KARACHI: Need stressed to end privatisation

Published November 13, 2006

KARACHI, Nov 12: Renowned economist Dr Qaiser Bengali has said that the privatisation programme must be buried for good and in certain cases, it should be reversed.

He was delivering his lecture at the Pakistan Peoples Party’s secretariat here on Sunday which was organised as part of the party’s lecture series to shed light on the country’s vital issues. Eminent trade union leader Habibuddin Junedi presided over the sitting.

Dr Bengali said that even in some European countries where not only the privatisation process had been honestly conducted and where the state had been very closely regulating the operations of the privatised units, the concerned governments were reversing their earlier decision to privatise the units which either proved counter productive or undermined public interest.

He said that Pakistan was moving fast towards a stage where only the rich would be able to afford essential public utilities like drinking water, electricity and gas. Basic rights, including personal security, education and health facilities, etc, were getting beyond the common man’s affordability.

“If that is the kind of society we are going to build, it is alright to carry on under the current policies imposed from abroad. And if not, we will have to take matters in our own hands to formulate such policies which could protect and benefit our people.”

According to him, a parliament elected in a free and fair election should debate the privatisation experience and lay down the policy guidelines identifying the areas where the private sector may be allowed to play a role and defining that how it should be regulated. These guidelines should be followed strictly and privatisation of any unit against the guidelines should be reversed.

The economist was of the view that the investments which did not materialise in the shape of new manufacturing units and higher production could not be called investment. The privatisation carried out so far was only the change of ownership of the existing units which had, with few exceptions, resulted in closures and de-industrialisation. If anything it could be called was the immoral stuffing of public resources in private pockets, and not investment by any stretch of imagination. He regretted that during the last decade or so, no new manufacturing unit had been set up in the country. Dr Bengali recalled that just five days before Ms. Benazir Bhutto took oath of office in 1988, Dr Mehbubul Haq of the then care-taker government had signed an agreement with the IMF that bound Pakistan to pursue a privatisation programme. Neither the caretakers nor the IMF had given any consideration to the fact that a new government had already been elected with a manifesto voted upon by the people and they were the ones with the right to make future policies, he observed.

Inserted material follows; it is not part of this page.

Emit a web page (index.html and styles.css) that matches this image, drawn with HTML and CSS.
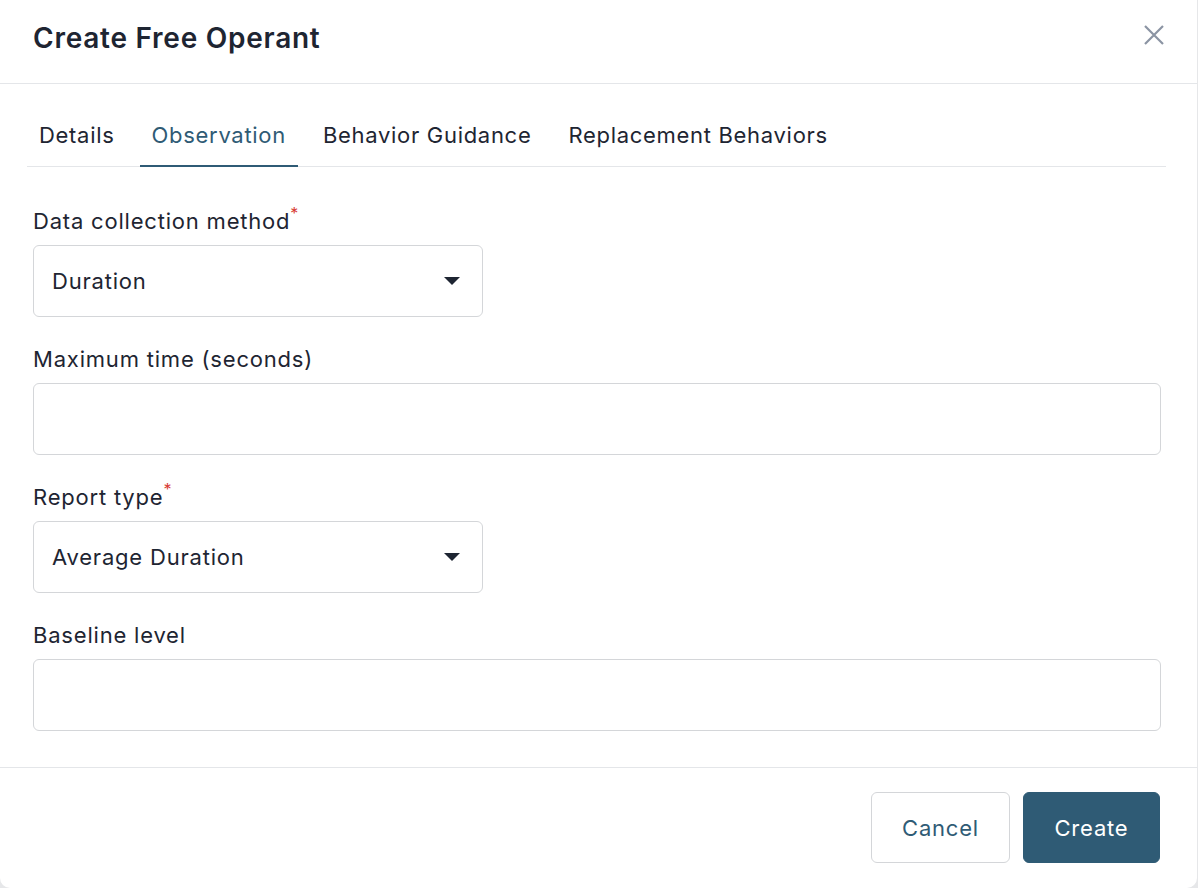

While reopening negotiations with the IMF, Ms Bhutto proceeded with utmost care, selling only three per cent of the PIA shares through the open stock market. After her elected government was removed and Mian Nawaz Sharif was brought in, the new government put as many as 90 public sector units to the private sector in just one year under his privatisation policy.

Nawaz Sharif’s government had argued that these units were running in loss and had become a burden on the national exchequer. However, Dr Bengali said, these were profit-making units. The prices of these units, fixed by the Privatisation Commission were as low as a fraction of the price of the land that they were built on. This was proved when all, except a few, privatised units were closed down by their new owners who sold away the land.

The present military rulers argue that government should not be in the business of running industries. In line with this perception, they sold out the most critical and profit-making unit, the PTCL, to a foreign public sector company. “Now it is not our government, but a foreign firm which owns and controls our communication system.”

He said that 80 per cent of our banking and the entire oil & gas sector were being handed over to foreigners. These foreign firms would earn their profits in Pakistani currency but remit it abroad in dollars which would create a frightening trade deficit.

Dr Qaiser Bengali drew a clear line between ‘private profit’ and ‘social profit’, and said that while the private sector worked for making private profits for itself, the function of the state was to strive for making more and more social profit. Maintaining a decent minimum wage level, providing job opportunities, keeping utility rates at affordable levels, ensuring health and education for all, etc., were the duties of the state from which it could not move away, he stressed.

Habibuddin Junedi said that the damage done to the country by the imperialism was now very obvious even to those who had willingly become tools in foreign hands for their implementation.